Blogging is surprisingly similar. You, as the blogger, are effectively “in charge” of your blog and its related activities. If there’s something about it that people don’t like, they’ll feel perfectly free to tell you about it because, after all, it’s ultimately your responsibility. As a blogger, you too must learn to deal with criticism and negative comments. It’s not nice, nor easy, but necessary.
I can’t claim to have a bullet-proof system that will shield you from any and all negativity that might come your way, but I can tell you how I try to deal with it. If you have anything to add please share it in the comments. Just, you know, try and keep it positive in tone!
Let’s split this into two, because it’s quite a hefty subject. I’ve already posted about how I try and deal with negative comments received in person over at Mike’s Life, and I’d recommend that you read that first as the techniques mentioned there are also helpful online. Once you’ve read up on that, come back and we’ll look at a few pointers for dealing with negative comments online.
– Be aware that you’re lacking something
Various sources will cite different ratios, but it’s generally accepted that the majority of communication in a conversation is non-verbal. The notes I’m using now, from a training course I did a few years back, say around 80% of communication is non-verbal, while Albert Mehrabian‘s study on the subject came up with an even higher figure of 93%.
Whichever it is, you need to be aware that when you communicate via any written medium you’re missing a bucketload of contextual information… which makes it harder to determine where the other party is coming from. Were they smiling or angry when they wrote? Were they joking or deadly serious? Do they have the aggressive tone you’re imagining or could you be adding that yourself?
It might be absolutely plain what their tone is (if they’re openly insulting you, for instance) but be aware that in many cases you could be reading more into their words than is actually there.

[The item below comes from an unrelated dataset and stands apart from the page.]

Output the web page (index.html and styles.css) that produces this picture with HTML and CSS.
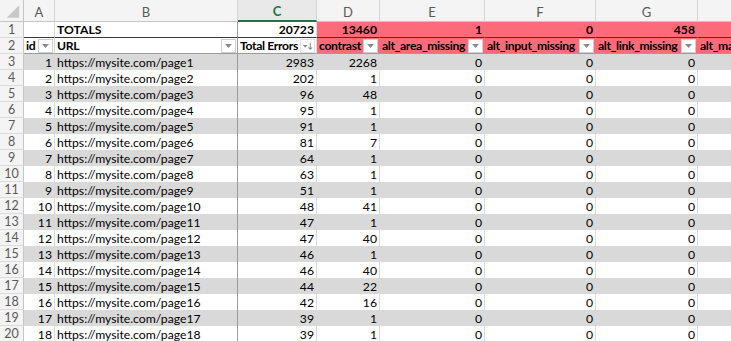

Similarly, be aware that your reply will also be open to different interpretations by people putting different tones on it. Try to be as obvious and clear as possible with your wording so as to avoid an unnecessary flame war.
– Beware of de-humanising your critic, and be aware that they may have de-humanised you
It’s so easy to have a go at someone online because you don’t see them. They’re not right there in front of you so you don’t have to see their reactions, and don’t have to worry about getting a bust nose! But there’s also the risk of dehumanising your critic and going too far. It’s important to remember that the person you’re dealing with is a person… potentially a very annoying one, but still a person. If you wouldn’t say something face to face, you should think twice about saying it online.
At the same time though, be prepared for the fact that they may have dehumanised you in their own mind. There may be some comments incoming that nobody in their right mind would make to a person’s face and, to be honest, my only strategy for dealing with that is to walk away. I’ve replied to many messages with the heat of anger, but the messages I’ve replied to most effectively have been the ones that I’ve left for a day and then come back to.
– Have a commenting policy
As I write this I’ve just realised that I don’t have a commenting policy! I’ll fix that sharpish, though, because a commenting policy is important in setting expectations. Will you accept swearing in your comments? Best to tell people if the answer is no. Will you accept personal attacks? Again, it’s good to let people know the lay of the land before they comment on your blog. If nothing else, having a written policy gives you vital backup if you ever decide you need to remove or edit a comment or, the ultimate sanction, block a user altogether.
Edit: I now have a commenting policy here.
– Remember, you don’t have to take abuse
A friend used to receive regular attacks in his comments, but chose to leave them online for the sake of “an accurate record”. He also continually allowed the same readers to leave abusive comments because he didn’t want to censor them. That was entirely his choice, but I look at it differently: you don’t have to take abuse.
I wouldn’t stand for a person walking into my house and attacking me verbally; they would be shown the door pretty quickly. It’s the same online – my blog is my online home and, while people are free to disagree with me, I wouldn’t stand for written abuse any more than I would stand for verbal. If there’s a valid criticism to be made that’s fair enough, but let’s not turn it into mud-slinging.
In the past I’ve refused even to allow abusive comments to go live (for some reason they always get caught by the spam filter), and any that have gone live had been taken down and a note put in their place explaining why the comment was removed. It’s your choice what to do, but remember that there’s no law saying you have to allow your critics free reign in your comments.
Negative comments received online almost seem worse to me than ones in person, I think because they’re written down and I can keep reading them over and over. The principles of dealing with negativity in person still apply here, though, and coupled with the points above have really helped me become better at dealing with online negativity. I hope and trust that they’ll help you too, should the need arise.
It would be great to know if you have anything you’d like to add to this. How do you deal with criticism when it arises? Have you had any situations come up that you’d like to share? As ever, feel free to do so in the comments.